• [LISTED ENTRIES]:
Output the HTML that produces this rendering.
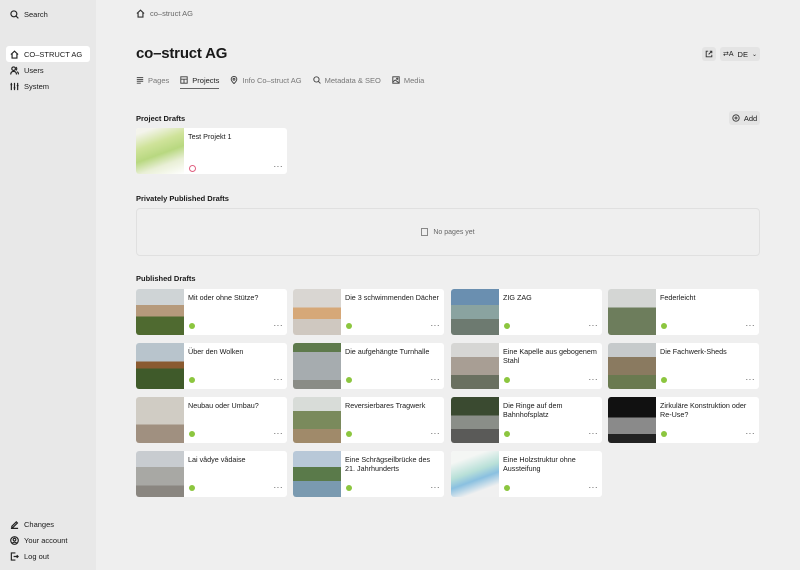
* * *
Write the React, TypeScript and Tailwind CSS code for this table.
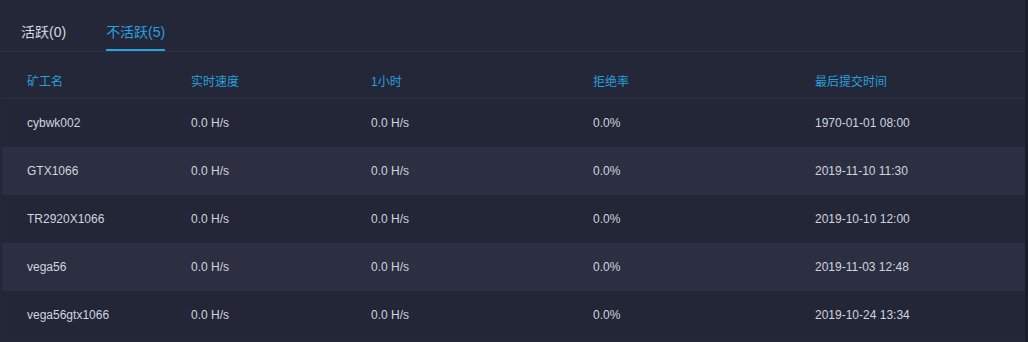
* * *
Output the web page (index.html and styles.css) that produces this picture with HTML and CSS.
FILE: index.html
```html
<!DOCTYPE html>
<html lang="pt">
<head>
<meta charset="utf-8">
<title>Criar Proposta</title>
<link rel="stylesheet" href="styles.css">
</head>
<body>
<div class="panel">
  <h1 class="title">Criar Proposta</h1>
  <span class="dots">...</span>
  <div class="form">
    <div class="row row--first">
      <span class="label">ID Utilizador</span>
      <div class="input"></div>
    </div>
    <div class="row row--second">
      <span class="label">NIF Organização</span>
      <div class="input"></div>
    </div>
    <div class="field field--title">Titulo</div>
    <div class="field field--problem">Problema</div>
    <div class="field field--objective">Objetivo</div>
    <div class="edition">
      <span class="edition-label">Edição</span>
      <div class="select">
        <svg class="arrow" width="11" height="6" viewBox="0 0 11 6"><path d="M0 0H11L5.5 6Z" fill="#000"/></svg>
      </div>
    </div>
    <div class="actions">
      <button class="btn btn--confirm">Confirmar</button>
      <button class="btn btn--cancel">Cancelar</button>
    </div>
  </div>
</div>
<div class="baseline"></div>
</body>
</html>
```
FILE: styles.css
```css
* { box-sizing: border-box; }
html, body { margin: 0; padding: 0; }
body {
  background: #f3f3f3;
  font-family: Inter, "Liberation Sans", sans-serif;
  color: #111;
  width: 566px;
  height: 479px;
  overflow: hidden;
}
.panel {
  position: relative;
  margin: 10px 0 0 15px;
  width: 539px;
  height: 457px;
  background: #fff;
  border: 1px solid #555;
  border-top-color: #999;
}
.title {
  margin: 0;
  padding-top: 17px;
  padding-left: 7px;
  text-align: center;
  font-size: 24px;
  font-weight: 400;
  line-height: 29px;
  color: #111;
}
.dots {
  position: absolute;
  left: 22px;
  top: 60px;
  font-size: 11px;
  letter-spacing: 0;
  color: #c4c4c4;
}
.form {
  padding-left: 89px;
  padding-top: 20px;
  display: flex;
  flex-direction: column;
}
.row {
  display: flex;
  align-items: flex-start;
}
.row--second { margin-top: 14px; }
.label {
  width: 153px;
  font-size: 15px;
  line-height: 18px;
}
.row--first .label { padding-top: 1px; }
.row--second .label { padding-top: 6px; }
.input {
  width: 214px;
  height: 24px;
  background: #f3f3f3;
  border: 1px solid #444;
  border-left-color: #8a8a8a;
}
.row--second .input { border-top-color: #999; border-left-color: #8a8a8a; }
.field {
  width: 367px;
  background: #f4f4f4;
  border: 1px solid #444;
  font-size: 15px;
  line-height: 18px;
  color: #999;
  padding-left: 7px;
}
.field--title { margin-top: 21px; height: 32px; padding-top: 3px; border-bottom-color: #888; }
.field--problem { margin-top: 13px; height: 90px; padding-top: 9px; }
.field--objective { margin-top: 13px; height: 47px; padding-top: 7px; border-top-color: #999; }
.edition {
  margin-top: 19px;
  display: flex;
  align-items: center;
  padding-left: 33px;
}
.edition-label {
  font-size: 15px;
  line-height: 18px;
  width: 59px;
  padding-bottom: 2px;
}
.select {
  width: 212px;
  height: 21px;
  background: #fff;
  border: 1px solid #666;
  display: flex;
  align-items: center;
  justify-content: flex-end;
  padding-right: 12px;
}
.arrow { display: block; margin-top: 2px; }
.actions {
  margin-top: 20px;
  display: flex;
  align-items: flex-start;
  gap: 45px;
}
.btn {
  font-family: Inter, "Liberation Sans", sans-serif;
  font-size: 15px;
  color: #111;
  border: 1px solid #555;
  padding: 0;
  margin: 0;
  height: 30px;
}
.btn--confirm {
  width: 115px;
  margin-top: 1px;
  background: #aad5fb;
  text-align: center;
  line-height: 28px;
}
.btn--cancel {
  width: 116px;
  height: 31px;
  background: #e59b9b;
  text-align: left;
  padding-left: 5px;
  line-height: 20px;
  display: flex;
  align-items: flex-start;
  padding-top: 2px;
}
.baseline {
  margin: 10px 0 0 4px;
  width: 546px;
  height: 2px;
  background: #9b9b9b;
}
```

• [GIVEN PROBLEM]: In the records above, find each line holding "produces" and copy it.

• [ANSWER FOR THIS EXERCISE]:
Output the HTML that produces this rendering.
Output the web page (index.html and styles.css) that produces this picture with HTML and CSS.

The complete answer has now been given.